__MATERIAL SHOWN__
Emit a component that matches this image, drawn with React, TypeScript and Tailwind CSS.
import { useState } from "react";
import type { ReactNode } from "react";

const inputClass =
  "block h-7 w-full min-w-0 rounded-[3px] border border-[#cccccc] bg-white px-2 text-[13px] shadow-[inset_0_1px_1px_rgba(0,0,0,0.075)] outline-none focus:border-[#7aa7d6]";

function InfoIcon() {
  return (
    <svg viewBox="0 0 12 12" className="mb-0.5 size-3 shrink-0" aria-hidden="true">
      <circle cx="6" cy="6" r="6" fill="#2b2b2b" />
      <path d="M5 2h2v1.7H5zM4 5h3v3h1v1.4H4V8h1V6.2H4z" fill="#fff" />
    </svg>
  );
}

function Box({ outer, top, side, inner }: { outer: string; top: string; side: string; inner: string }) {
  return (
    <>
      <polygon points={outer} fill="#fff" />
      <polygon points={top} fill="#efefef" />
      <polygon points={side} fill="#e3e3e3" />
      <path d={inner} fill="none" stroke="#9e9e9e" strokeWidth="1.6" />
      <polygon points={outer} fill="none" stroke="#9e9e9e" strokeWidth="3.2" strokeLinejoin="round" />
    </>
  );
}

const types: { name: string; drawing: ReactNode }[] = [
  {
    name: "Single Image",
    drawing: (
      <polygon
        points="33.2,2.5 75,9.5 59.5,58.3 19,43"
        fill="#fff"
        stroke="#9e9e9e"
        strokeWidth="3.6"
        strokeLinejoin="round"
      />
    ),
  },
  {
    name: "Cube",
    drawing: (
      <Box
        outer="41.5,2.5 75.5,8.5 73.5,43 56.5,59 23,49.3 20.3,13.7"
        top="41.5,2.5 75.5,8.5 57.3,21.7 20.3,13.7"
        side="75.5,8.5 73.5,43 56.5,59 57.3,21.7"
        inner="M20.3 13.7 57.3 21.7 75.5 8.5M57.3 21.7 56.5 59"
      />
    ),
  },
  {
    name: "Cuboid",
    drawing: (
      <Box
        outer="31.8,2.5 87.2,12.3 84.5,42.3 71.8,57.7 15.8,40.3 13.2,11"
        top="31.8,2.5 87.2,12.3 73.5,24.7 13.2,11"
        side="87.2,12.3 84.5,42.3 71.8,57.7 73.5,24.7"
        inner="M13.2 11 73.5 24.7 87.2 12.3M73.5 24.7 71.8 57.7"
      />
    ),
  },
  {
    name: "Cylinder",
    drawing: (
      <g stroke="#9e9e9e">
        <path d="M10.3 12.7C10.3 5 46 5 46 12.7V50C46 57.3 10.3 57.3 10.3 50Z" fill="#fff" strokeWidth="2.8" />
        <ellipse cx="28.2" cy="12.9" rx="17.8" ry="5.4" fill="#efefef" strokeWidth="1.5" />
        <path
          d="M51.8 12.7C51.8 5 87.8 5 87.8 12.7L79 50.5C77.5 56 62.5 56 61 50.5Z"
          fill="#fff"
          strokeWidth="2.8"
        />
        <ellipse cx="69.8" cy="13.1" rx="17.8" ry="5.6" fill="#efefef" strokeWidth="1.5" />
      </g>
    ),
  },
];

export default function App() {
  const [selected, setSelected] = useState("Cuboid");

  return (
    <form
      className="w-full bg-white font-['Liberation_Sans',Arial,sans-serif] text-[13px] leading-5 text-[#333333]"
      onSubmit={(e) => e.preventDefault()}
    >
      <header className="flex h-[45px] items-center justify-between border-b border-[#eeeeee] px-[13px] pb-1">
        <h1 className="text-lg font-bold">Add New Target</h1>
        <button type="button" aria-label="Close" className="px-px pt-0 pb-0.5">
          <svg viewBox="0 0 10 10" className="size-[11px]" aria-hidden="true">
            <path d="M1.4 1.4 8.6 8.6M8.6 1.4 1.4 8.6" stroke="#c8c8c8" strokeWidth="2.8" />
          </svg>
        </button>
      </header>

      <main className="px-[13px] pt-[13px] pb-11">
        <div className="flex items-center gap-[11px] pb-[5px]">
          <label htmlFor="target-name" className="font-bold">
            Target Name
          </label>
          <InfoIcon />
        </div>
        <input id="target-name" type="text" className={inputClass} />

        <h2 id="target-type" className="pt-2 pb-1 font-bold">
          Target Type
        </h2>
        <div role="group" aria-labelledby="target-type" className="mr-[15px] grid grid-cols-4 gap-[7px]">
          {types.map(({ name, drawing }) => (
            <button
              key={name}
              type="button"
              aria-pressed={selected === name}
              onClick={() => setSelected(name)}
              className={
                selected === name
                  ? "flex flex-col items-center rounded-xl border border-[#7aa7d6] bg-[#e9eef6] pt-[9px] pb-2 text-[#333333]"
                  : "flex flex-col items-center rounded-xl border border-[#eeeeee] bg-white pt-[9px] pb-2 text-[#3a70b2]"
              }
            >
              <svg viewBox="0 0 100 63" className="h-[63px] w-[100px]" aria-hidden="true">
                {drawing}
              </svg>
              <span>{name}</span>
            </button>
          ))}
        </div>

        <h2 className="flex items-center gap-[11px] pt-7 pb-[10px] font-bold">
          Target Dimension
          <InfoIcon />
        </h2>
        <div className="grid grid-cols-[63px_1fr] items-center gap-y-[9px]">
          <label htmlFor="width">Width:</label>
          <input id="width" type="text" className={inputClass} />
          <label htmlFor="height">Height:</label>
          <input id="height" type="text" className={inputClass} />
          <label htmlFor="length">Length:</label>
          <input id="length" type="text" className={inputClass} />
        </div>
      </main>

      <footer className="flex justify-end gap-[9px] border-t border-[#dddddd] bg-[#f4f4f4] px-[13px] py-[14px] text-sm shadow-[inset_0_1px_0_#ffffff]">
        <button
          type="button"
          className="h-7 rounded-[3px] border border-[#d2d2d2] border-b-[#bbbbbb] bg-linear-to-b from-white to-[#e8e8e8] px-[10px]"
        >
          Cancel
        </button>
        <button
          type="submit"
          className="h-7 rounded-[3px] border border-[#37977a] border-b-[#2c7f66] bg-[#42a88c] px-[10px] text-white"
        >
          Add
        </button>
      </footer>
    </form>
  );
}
--
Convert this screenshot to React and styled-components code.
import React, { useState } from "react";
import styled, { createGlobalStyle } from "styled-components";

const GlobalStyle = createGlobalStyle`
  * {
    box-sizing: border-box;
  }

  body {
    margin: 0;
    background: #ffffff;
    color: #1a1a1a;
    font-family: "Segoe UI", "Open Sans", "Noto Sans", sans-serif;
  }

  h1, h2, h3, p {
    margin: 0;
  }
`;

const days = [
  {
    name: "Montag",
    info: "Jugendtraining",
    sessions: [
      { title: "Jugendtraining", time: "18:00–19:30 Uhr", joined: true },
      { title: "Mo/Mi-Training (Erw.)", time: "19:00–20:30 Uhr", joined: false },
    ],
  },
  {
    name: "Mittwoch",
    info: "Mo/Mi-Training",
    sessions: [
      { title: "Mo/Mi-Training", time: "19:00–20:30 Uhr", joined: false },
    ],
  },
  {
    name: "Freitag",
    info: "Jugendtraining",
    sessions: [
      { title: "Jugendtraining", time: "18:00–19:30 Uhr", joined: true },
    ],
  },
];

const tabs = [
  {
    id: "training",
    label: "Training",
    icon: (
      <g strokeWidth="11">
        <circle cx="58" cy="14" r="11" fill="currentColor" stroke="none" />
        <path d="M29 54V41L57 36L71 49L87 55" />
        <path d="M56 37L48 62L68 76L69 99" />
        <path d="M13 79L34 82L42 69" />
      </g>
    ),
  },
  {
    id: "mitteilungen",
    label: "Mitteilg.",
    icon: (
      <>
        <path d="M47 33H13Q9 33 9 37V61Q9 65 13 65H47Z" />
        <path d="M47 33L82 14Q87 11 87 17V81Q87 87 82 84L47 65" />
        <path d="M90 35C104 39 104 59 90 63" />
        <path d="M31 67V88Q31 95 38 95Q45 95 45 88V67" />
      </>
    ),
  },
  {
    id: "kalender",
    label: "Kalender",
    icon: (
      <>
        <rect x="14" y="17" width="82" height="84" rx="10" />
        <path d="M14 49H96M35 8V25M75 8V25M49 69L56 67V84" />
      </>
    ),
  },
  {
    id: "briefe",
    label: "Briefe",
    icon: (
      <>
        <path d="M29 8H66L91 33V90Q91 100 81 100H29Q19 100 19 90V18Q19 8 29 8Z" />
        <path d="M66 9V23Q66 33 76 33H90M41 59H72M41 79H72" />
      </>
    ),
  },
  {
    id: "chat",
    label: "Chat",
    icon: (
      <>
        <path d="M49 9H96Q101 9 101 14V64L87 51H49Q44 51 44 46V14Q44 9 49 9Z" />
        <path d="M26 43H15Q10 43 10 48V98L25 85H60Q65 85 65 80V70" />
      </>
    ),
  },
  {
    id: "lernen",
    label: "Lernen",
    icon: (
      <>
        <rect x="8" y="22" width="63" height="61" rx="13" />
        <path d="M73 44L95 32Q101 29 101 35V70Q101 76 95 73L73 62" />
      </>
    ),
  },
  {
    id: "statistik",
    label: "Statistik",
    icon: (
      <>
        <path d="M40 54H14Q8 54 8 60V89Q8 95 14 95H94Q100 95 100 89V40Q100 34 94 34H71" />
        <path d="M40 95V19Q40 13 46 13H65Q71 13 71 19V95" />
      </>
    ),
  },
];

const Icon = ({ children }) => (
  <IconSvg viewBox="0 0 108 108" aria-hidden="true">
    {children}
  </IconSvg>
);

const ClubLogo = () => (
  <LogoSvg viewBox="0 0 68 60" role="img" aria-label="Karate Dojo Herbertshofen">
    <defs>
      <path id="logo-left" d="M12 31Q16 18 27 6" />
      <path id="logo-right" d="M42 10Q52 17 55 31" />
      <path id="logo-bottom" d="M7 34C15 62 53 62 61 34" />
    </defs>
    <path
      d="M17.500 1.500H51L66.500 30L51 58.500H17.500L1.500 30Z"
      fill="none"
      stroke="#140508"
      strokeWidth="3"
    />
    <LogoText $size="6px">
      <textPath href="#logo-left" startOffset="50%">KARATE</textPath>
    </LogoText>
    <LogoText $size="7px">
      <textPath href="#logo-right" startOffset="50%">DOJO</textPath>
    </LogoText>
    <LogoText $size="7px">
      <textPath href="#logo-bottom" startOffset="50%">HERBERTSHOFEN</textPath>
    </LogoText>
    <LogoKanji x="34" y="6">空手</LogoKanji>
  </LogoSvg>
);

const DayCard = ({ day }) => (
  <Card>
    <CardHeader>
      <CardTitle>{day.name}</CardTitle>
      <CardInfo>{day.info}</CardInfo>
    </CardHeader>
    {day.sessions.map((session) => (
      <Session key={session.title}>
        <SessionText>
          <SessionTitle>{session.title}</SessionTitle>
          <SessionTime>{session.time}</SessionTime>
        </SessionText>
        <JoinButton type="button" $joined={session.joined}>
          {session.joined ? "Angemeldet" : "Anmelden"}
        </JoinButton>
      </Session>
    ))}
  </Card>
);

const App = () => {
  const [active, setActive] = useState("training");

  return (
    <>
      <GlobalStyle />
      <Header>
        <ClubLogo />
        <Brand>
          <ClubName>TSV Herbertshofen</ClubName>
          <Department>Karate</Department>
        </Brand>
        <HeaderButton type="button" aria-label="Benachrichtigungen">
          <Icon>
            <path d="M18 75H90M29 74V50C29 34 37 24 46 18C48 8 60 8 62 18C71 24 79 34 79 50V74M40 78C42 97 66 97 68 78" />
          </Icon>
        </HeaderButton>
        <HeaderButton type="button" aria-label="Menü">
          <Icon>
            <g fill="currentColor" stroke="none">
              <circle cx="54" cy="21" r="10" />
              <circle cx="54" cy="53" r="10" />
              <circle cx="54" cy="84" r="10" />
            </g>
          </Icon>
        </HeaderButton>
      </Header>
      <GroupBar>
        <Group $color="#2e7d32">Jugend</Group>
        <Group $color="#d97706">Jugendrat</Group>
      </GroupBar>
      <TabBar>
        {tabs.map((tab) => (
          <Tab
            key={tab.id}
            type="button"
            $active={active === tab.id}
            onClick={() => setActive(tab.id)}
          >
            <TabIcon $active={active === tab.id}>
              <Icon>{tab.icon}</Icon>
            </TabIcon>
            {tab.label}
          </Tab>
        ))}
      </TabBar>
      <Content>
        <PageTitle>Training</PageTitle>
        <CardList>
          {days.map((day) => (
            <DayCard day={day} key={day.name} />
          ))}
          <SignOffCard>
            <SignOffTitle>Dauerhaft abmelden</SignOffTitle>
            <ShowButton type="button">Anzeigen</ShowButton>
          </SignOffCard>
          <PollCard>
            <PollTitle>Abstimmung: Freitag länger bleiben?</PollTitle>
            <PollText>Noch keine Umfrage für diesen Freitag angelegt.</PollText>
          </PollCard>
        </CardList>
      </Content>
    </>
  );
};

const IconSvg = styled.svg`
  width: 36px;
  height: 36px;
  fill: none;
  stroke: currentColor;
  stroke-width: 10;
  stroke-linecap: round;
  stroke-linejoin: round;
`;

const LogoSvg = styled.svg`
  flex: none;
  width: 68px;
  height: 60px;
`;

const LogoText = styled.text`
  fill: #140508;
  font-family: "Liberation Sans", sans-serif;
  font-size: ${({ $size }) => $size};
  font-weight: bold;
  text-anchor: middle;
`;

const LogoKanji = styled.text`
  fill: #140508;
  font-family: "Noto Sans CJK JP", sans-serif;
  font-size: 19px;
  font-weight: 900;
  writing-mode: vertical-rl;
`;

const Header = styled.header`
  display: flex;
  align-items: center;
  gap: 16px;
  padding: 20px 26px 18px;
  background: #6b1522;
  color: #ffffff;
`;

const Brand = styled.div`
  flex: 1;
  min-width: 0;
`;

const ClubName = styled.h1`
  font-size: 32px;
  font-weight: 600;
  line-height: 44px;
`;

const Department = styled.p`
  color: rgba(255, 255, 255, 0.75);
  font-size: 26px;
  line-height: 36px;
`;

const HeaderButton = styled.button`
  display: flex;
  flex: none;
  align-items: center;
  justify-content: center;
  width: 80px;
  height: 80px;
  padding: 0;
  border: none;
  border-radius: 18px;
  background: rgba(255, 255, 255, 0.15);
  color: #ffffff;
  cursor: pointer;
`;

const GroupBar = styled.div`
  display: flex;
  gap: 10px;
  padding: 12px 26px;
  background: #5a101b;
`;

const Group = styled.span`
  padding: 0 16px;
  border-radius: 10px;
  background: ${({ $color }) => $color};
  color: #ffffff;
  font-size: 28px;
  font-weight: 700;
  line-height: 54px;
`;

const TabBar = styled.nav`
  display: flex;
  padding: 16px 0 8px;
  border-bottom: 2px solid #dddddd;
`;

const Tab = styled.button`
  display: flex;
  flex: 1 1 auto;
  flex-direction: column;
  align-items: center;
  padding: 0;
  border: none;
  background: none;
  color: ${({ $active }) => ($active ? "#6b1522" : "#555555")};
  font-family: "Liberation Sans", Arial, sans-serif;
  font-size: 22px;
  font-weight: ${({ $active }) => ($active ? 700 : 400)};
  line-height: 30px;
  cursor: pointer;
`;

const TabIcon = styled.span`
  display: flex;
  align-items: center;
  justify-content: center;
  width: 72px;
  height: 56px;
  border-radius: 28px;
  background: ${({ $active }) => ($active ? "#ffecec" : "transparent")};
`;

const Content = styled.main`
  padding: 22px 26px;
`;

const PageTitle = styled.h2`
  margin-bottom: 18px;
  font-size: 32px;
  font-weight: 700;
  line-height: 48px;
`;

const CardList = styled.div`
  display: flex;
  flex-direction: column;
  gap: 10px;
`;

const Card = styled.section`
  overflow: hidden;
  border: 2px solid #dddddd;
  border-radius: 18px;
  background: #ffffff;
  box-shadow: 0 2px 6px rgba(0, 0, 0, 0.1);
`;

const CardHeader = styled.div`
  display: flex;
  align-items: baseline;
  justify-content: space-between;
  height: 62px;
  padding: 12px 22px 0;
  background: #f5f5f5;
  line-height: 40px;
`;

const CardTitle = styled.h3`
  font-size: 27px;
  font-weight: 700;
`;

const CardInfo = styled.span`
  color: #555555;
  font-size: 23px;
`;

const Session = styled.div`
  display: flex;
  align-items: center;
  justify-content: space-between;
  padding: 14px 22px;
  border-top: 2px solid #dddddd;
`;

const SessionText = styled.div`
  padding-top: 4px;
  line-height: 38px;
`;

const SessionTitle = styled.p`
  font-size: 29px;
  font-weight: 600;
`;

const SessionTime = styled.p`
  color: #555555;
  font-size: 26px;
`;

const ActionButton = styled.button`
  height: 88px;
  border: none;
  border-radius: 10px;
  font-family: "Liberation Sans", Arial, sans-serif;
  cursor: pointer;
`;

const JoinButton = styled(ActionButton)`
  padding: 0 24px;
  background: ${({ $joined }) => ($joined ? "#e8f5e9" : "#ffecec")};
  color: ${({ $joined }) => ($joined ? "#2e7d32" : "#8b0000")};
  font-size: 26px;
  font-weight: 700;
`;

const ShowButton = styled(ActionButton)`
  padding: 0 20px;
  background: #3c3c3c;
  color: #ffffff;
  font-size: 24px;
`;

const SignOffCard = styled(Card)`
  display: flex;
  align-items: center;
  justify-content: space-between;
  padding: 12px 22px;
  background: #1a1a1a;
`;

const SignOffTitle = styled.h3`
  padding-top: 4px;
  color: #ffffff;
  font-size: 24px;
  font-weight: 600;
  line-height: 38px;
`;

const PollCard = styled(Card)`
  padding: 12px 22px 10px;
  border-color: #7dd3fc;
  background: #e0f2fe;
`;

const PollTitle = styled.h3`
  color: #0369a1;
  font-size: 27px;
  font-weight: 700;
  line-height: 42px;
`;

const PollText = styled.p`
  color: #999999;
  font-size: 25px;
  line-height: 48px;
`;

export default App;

__WRITTEN REQUEST__
Copy each line of the records that contains the word "this".

__FINISHED TASK__
Emit a component that matches this image, drawn with React, TypeScript and Tailwind CSS.
Convert this screenshot to React and styled-components code.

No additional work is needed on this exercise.